Dutch Cities Have Been Secretly Probing Mosques Since 2013

Revelations of a nationally funded clandestine operation within 10 municipalities in the Netherlands to keep tabs on mosques and Muslim organizations after a rise in radicalization eight years ago.

The Nasser mosque in Veenendaal, one of the mosques reportedly surveilled

Meike Eijsberg

At least ten Dutch towns and cities have secretly used a private agency to probe mosques and other local religious organizations, Amsterdam-based daily het NRC reports in an exclusive investigation.

The clandestine operation — funded by NCTV, the National Security Services, the Netherlands' leading counter-terrorism agency — was prompted by the social unrest and uncertainty following multiple terror attacks in 2013, and a rise in Islamic radicalization.


The NCTV, which advises and financially supports municipalities in countering radicalization, put the municipalities in touch with Nuance by Training and Advice (Nuance door Trainingen en Advies, NTA), a private research agency based in Deventer, Netherlands. Among the institutions targeted by the investigations, which came at a cost of circa 500,000 euros, were the Al Mouahidin mosque in the central Dutch town of Ede, and the Nasser mosque east of the city of Utrecht, according to NRC.

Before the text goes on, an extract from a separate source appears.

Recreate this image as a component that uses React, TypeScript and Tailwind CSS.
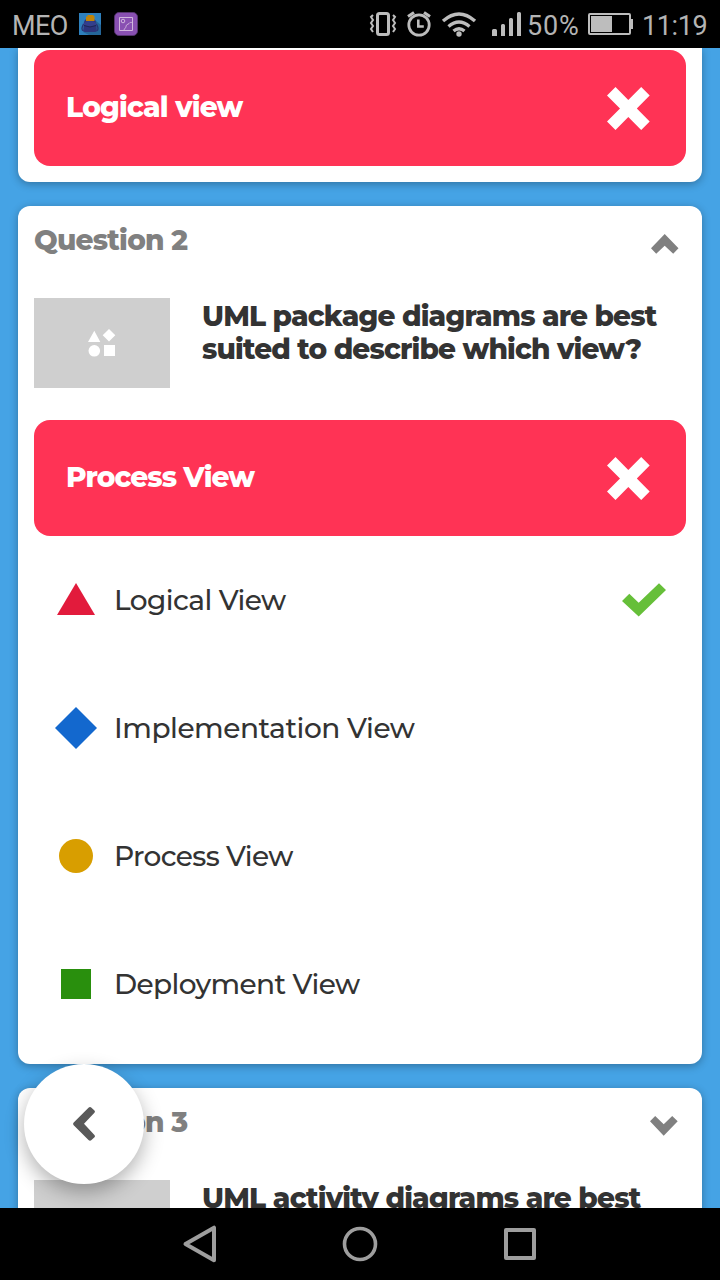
import type { ReactNode } from "react";

function Cross() {
  return (
    <svg width="43" height="43" viewBox="0 0 43 43" fill="#fff">
      <path d="M8.500 0 0 8.500 13 21.500 0 34.500 8.500 43 21.300 30 34.200 43 42.700 34.500 29.800 21.500 42.700 8.500 34.200 0 21.300 12.900Z" />
    </svg>
  );
}

function Check() {
  return (
    <svg className="mr-5 mt-[-1px]" width="44" height="34" viewBox="0 0 44 34" fill="#66bf39">
      <path d="M0 18 7.300 10.700 16.700 19.800 37 .2 44 7 16.700 33.600Z" />
    </svg>
  );
}

function StatusBar() {
  return (
    <header className="flex h-12 shrink-0 items-center bg-black text-[#b4b4b4]">
      <span className="ml-3 mt-[5px] w-[58px] whitespace-nowrap text-[27px] leading-none tracking-[-0.6px]">MEO</span>
      <svg className="ml-[9px]" width="22" height="22" viewBox="0 0 22 22">
        <rect width="22" height="22" fill="#2e80bd" />
        <path d="M16 7 22 12v10H10L4 19Z" fill="#246699" />
        <path d="M4.500 11Q1.500 17 4.500 18M17.500 11Q20.500 17 17.500 18" fill="none" stroke="#283272" strokeWidth="1.300" />
        <path d="M5 9.500Q5.500 6 8 6h6q2.500 0 3 3.500l.8 8q-.3 1.500-2 1.500h-9.600q-1.700 0-2-1.500Z" fill="#2d357c" />
        <path d="M4.500 10Q11 5.500 17.500 10L17 12Q11 15 5 12Z" fill="#343f8b" />
        <path d="M5 12.500q6 3 12 0" fill="none" stroke="#1d2455" />
        <path d="M7 3.500h1.500V2h6v1h1v5H7Z" fill="#c18408" />
      </svg>
      <svg className="ml-[13px]" width="24" height="24" viewBox="0 0 24 24" fill="none" stroke="#d0b6dd">
        <rect x=".5" y=".5" width="23" height="23" rx="4.500" fill="#8950b2" stroke="#55346e" />
        <path d="M5.500 5.500h13v13h-13zM10 18.500c0-2 2-2.500 2-4 0-2 2-2 3-3 1-1.500 2-1 3.500-1" />
        <circle cx="9" cy="9" r="1.800" />
      </svg>
      <svg className="ml-auto mr-[3px]" width="156" height="28" viewBox="368 10 156 28" fill="none" stroke="#bdbdbd">
        <rect x="377.500" y="13.500" width="11" height="21" rx="2" strokeWidth="3" />
        <path d="m373 15-2 2 2 3-2 3 2 3-2 3 2 3M393 15l2 2-2 3 2 3-2 3 2 3-2 3" strokeWidth="2" />
        <circle cx="419" cy="25" r="10.200" strokeWidth="2.800" />
        <path d="M418.300 19.500v7h5.500" strokeWidth="2.600" />
        <path d="m408 16.500 6-4M430 16.500l-6-4" strokeWidth="3" />
        <path d="M443 21q16-14 32 0M448.500 26.500q10.500-9 21 0M453.500 31q5.500-4.500 11 0" strokeWidth="3.400" />
        <circle cx="459" cy="34" r="2.700" fill="#bdbdbd" stroke="none" />
        <path d="M492 30.500q0-1.500 1.500-1.500h2q1.500 0 1.500 1.500V36h-5zM501 25.500q0-1.500 1.500-1.500h1q1.500 0 1.500 1.500V36h-4zM509 19.500q0-1.500 1.500-1.500h1q1.500 0 1.500 1.500V36h-4zM517 13.500q0-1.500 1.500-1.500h1q1.500 0 1.500 1.500V36h-4z" fill="#bdbdbd" stroke="none" />
      </svg>
      <span className="mt-[5px] w-[61px] whitespace-nowrap text-[27px] leading-none tracking-[0.8px]">50%</span>
      <svg width="46" height="22" viewBox="0 0 46 22" fill="none" stroke="#bdbdbd">
        <rect x="1" y="1" width="41" height="20" rx="1" strokeWidth="2" />
        <path d="M3 3h21v16H3zM42 6h3v10h-3z" fill="#bdbdbd" stroke="none" />
      </svg>
      <span className="ml-2 mr-3 mt-[5px] w-[66px] whitespace-nowrap text-[27px] leading-none tracking-[-0.4px]">11:19</span>
    </header>
  );
}

function WrongAnswer({ children }: { children: ReactNode }) {
  return (
    <div className="mx-4 flex h-[116px] items-center justify-between rounded-2xl bg-[#ff3355] pl-8 pr-9 font-extrabold text-white">
      <div className="-mt-px">{children}</div>
      <Cross />
    </div>
  );
}

function Thumbnail() {
  return (
    <div className="flex h-[90px] w-[136px] shrink-0 items-center justify-center bg-[#cfcfcf]">
      <svg width="28" height="28" viewBox="0 0 28 28" fill="#fff">
        <path d="M6.300 1.700 12.300 13H0ZM21 0l6.300 6.200L21 12.400l-6.300-6.200ZM16 16h11v11H16Z" />
        <circle cx="6.300" cy="21.800" r="5.800" />
      </svg>
    </div>
  );
}

function CardTitle({ children, open }: { children: ReactNode; open: boolean }) {
  return (
    <div className="flex h-[92px] items-start justify-between pl-4 pr-6 pt-[18px] font-extrabold tracking-[-0.75px] text-[#808080]">
      {children}
      {open ? (
        <svg className="mr-[-1px] mt-[10px]" width="28" height="20" viewBox="0 0 28 20" fill="#808080">
          <path d="M13.700 0 27.500 14.300 22.200 19.700 13.700 11.700 5.200 19.700 0 14.300Z" />
        </svg>
      ) : (
        <svg className="mt-[10px]" width="28" height="20" viewBox="0 0 28 20" fill="#808080">
          <path d="M0 5.300 5.200 0 13.700 8.300 22.200 0 27.700 5.300 13.700 19.700Z" />
        </svg>
      )}
    </div>
  );
}

function Option({ shape, children, correct }: { shape: ReactNode; children: ReactNode; correct?: boolean }) {
  return (
    <div className="flex h-32 items-center pl-9 font-medium text-[#333]">
      <svg className="mr-4 shrink-0" width="44" height="44" viewBox="0 0 44 44">{shape}</svg>
      <div className="flex-1">{children}</div>
      {correct && <div className="mr-4"><Check /></div>}
    </div>
  );
}

const card = "shrink-0 bg-white shadow-[0_2px_8px_rgba(0,0,0,0.3)]";

export default function App() {
  return (
    <div className="relative flex h-[1280px] w-[720px] flex-col overflow-hidden bg-[#45a3e5] font-['Roboto',sans-serif]">
      <StatusBar />
      <main className="flex min-h-0 flex-1 flex-col gap-6 overflow-hidden px-[18px] font-['Montserrat','Inter',sans-serif] text-[28px] leading-[33px]">
        <section className={`${card} h-[134px] rounded-b-xl pt-0.5`}>
          <WrongAnswer><span className="tracking-[-0.8px]">Logical view</span></WrongAnswer>
        </section>
        <section className={`${card} h-[858px] rounded-xl`}>
          <CardTitle open><span>Question 2</span></CardTitle>
          <div className="flex h-[122px] px-4">
            <Thumbnail />
            <div className="ml-8 mt-[2px] whitespace-nowrap font-extrabold tracking-[-0.84px] text-[#333]">
              <div>UML package diagrams are best</div>
              <div>suited to describe which view?</div>
            </div>
          </div>
          <WrongAnswer><span className="tracking-[-0.95px]">Process View</span></WrongAnswer>
          <Option correct shape={<path d="M22 5 41 37H3Z" fill="#e21b3c" />}><span className="tracking-[-0.6px]">Logical View</span></Option>
          <Option shape={<path d="m22 1 21 21-21 21L1 22Z" fill="#1368ce" />}><span className="tracking-[-0.45px]">Implementation View</span></Option>
          <Option shape={<circle cx="22" cy="22" r="17" fill="#d89e00" />}><span className="tracking-[-0.65px]">Process View</span></Option>
          <Option shape={<path d="M7 7h30v30H7Z" fill="#298f0d" />}><span className="tracking-[-0.6px]">Deployment View</span></Option>
        </section>
        <section className={`${card} h-[300px] rounded-xl`}>
          <CardTitle open={false}><span>Question 3</span></CardTitle>
          <div className="flex px-4">
            <Thumbnail />
            <div className="ml-8 mt-[2px] whitespace-nowrap font-extrabold tracking-[-0.81px] text-[#333]">UML activity diagrams are best</div>
          </div>
        </section>
      </main>
      <button aria-label="Back" className="absolute left-6 top-[1064px] flex size-[120px] items-center justify-center rounded-full bg-white shadow-[0_8px_20px_rgba(0,0,0,0.3)]">
        <svg width="22" height="34" viewBox="0 0 22 34" fill="#595959">
          <path d="M15.500.7q1.500-1.400 3 0l2.700 2.500q1.500 1.300 0 2.800L11 16.800 21.200 27.700q1.500 1.500 0 2.800l-2.700 2.600q-1.500 1.400-3 0L.7 18.200q-1.200-1.400 0-2.800Z" />
        </svg>
      </button>
      <nav className="z-10 flex h-[72px] shrink-0 items-center justify-center gap-[120px] bg-black">
        <svg width="40" height="40" viewBox="0 0 40 40" fill="none" stroke="#9e9e9e" strokeWidth="4" strokeLinejoin="round"><path d="M34 3.700v32.600L5.500 20Z" /></svg>
        <svg width="40" height="40" viewBox="0 0 40 40" fill="none" stroke="#9e9e9e" strokeWidth="3.600"><circle cx="20" cy="20" r="15.500" /></svg>
        <svg width="40" height="40" viewBox="0 0 40 40" fill="none" stroke="#9e9e9e" strokeWidth="4" strokeLinejoin="round"><path d="M6 6h28v28H6Z" /></svg>
      </nav>
    </div>
  );
}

Photo of people standing on prayer mats inside a Dutch mosque

Praying inside a Dutch mosque.

Hollandse-Hoogte/ZUMA

Broken trust in Islamic community

Unlike public officials, the private agency can enter the mosques to clandestinely research the situation. In this case, the agents observed activity, talk to visitors, administrators, and religious leaders, and investigated what they do and say on social media.

All findings then wound up in a secret report which includes personal details about what the administrators and teachers studied, who their relatives are, with whom they argued, and how often they had contact with authorities in foreign countries, like Morocco.

Leaders of the Muslim organizations that were secretly probed say they feel betrayed.

It is unclear whether the practice is legal, which is why several members of the Dutch Parliament are now demanding clarification from the outgoing Minister of Justice and Security, Ferd Grapperhaus, who is said to be involved.

"The ease with which the government violates (fundamental) rights when it comes to Islam or Muslims is shocking," Stephan van Baarle, member of the leftist party DENK, told De Volkskrant, another Dutch newspaper.

Leaders of the Muslim organizations that were secretly probed say they feel betrayed. Hassan Saidi, director of one of the mosques investigated, said that the relationship with the local municipality had been good. "This puts a huge dent in the trust I'd had in the municipality," he told the Dutch public broadcaster NOS.